## [Recorded data]
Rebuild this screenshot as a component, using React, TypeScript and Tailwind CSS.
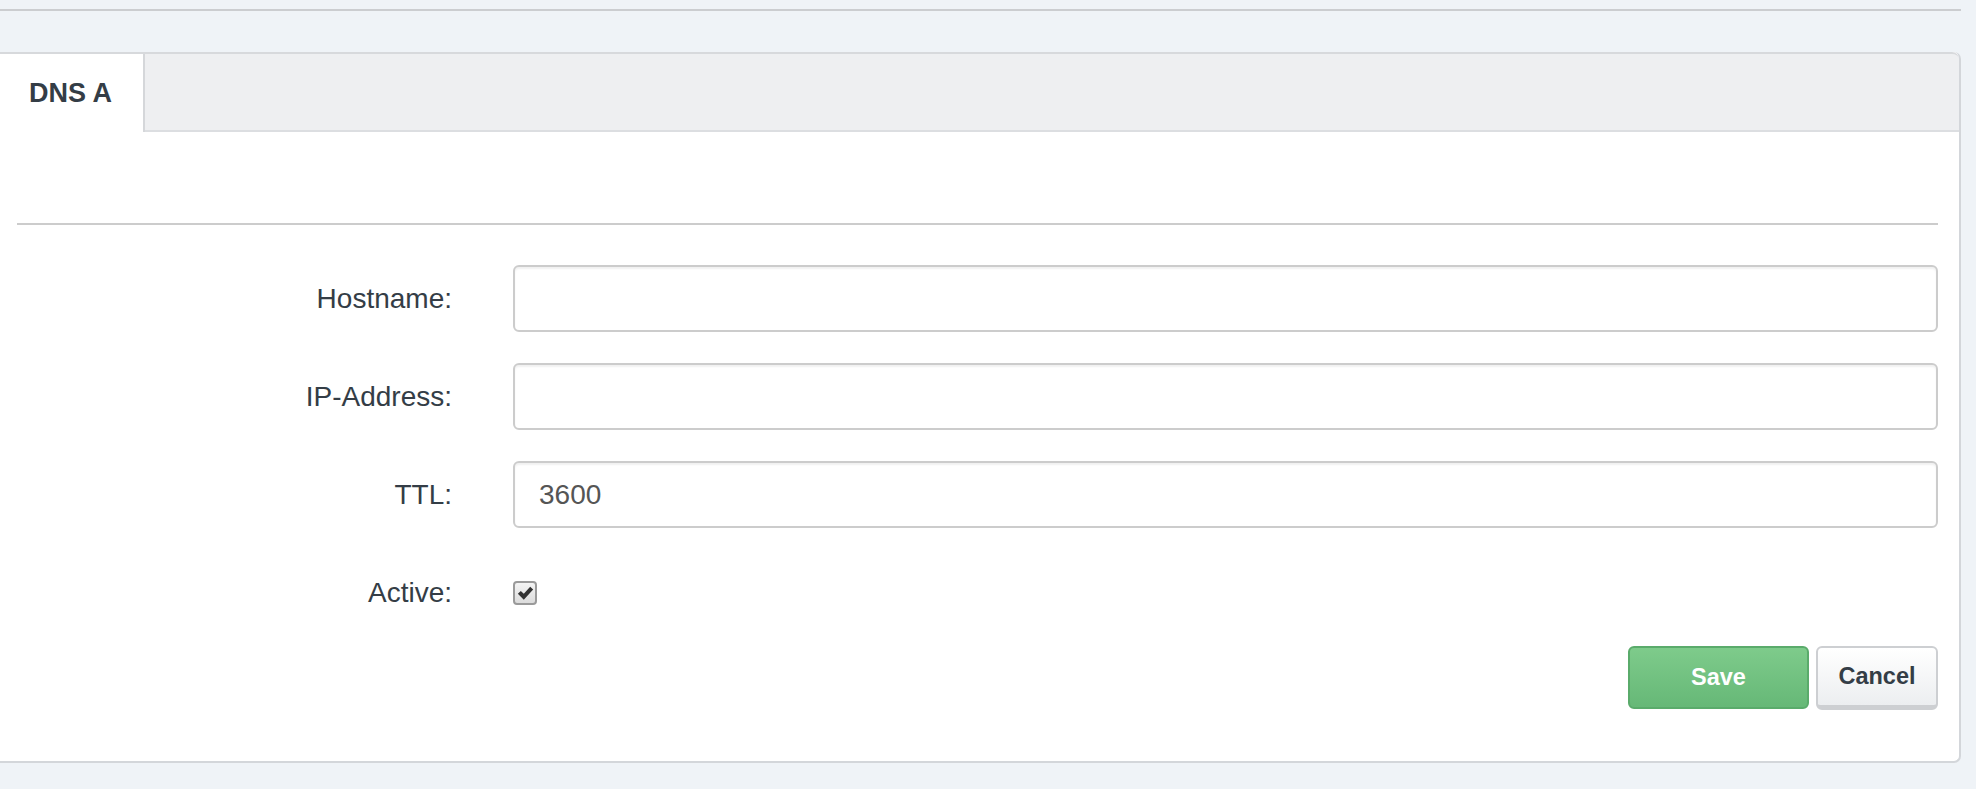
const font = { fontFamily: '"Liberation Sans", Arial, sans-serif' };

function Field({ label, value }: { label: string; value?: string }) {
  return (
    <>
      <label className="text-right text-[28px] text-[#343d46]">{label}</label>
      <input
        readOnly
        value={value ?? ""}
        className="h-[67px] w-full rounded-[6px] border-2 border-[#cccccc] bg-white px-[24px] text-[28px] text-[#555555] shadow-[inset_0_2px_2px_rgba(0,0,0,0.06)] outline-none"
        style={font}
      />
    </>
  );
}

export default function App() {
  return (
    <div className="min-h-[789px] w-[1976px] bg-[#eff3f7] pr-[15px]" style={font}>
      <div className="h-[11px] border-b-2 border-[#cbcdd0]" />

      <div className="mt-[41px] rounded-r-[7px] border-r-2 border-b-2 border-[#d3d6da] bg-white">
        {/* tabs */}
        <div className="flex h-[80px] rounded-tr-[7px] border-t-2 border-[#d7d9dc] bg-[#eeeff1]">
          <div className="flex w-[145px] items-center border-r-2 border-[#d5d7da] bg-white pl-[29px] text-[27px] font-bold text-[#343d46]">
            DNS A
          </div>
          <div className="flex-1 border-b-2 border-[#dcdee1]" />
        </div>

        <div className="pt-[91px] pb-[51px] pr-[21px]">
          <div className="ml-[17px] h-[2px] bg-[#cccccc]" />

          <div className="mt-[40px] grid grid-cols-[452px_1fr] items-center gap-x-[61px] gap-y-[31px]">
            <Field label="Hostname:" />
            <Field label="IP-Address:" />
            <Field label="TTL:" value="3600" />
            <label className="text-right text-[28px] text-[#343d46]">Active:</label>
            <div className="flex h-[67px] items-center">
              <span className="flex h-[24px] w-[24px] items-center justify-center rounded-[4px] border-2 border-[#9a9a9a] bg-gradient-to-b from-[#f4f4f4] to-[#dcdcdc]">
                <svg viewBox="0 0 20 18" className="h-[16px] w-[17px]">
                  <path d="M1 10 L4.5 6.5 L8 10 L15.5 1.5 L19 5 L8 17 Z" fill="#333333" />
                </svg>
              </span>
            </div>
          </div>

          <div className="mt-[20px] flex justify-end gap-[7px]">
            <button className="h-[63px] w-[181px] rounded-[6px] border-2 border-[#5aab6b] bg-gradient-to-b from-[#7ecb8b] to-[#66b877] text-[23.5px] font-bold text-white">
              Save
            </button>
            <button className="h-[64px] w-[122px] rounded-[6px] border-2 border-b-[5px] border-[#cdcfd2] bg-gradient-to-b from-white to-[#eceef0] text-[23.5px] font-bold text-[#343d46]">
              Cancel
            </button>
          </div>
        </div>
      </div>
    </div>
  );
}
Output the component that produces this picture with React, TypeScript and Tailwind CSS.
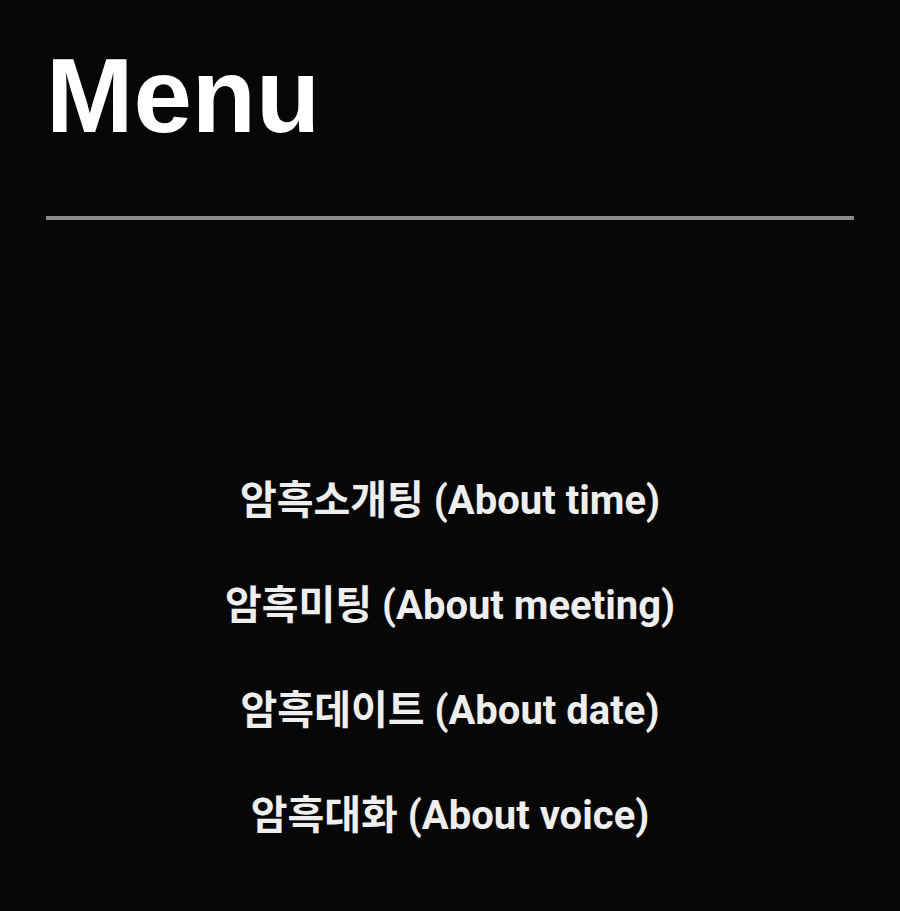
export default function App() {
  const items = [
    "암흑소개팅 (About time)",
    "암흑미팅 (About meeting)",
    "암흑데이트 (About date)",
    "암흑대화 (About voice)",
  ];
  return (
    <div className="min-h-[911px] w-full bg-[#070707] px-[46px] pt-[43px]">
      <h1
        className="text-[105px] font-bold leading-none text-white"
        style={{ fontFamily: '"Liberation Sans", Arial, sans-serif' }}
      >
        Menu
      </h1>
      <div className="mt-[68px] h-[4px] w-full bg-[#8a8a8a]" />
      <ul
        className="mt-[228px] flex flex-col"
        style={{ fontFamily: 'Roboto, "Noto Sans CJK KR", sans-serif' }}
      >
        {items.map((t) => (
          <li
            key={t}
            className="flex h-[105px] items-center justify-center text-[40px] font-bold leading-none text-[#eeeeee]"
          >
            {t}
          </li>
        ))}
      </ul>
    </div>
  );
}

## [Set problem]
Repeat the lines from the line containing "Output the component" through the end of the material above exactly, with no pictures and nothing else.

## [Expected output]
Output the component that produces this picture with React, TypeScript and Tailwind CSS.
export default function App() {
  const items = [
    "암흑소개팅 (About time)",
    "암흑미팅 (About meeting)",
    "암흑데이트 (About date)",
    "암흑대화 (About voice)",
  ];
  return (
    <div className="min-h-[911px] w-full bg-[#070707] px-[46px] pt-[43px]">
      <h1
        className="text-[105px] font-bold leading-none text-white"
        style={{ fontFamily: '"Liberation Sans", Arial, sans-serif' }}
      >
        Menu
      </h1>
      <div className="mt-[68px] h-[4px] w-full bg-[#8a8a8a]" />
      <ul
        className="mt-[228px] flex flex-col"
        style={{ fontFamily: 'Roboto, "Noto Sans CJK KR", sans-serif' }}
      >
        {items.map((t) => (
          <li
            key={t}
            className="flex h-[105px] items-center justify-center text-[40px] font-bold leading-none text-[#eeeeee]"
          >
            {t}
          </li>
        ))}
      </ul>
    </div>
  );
}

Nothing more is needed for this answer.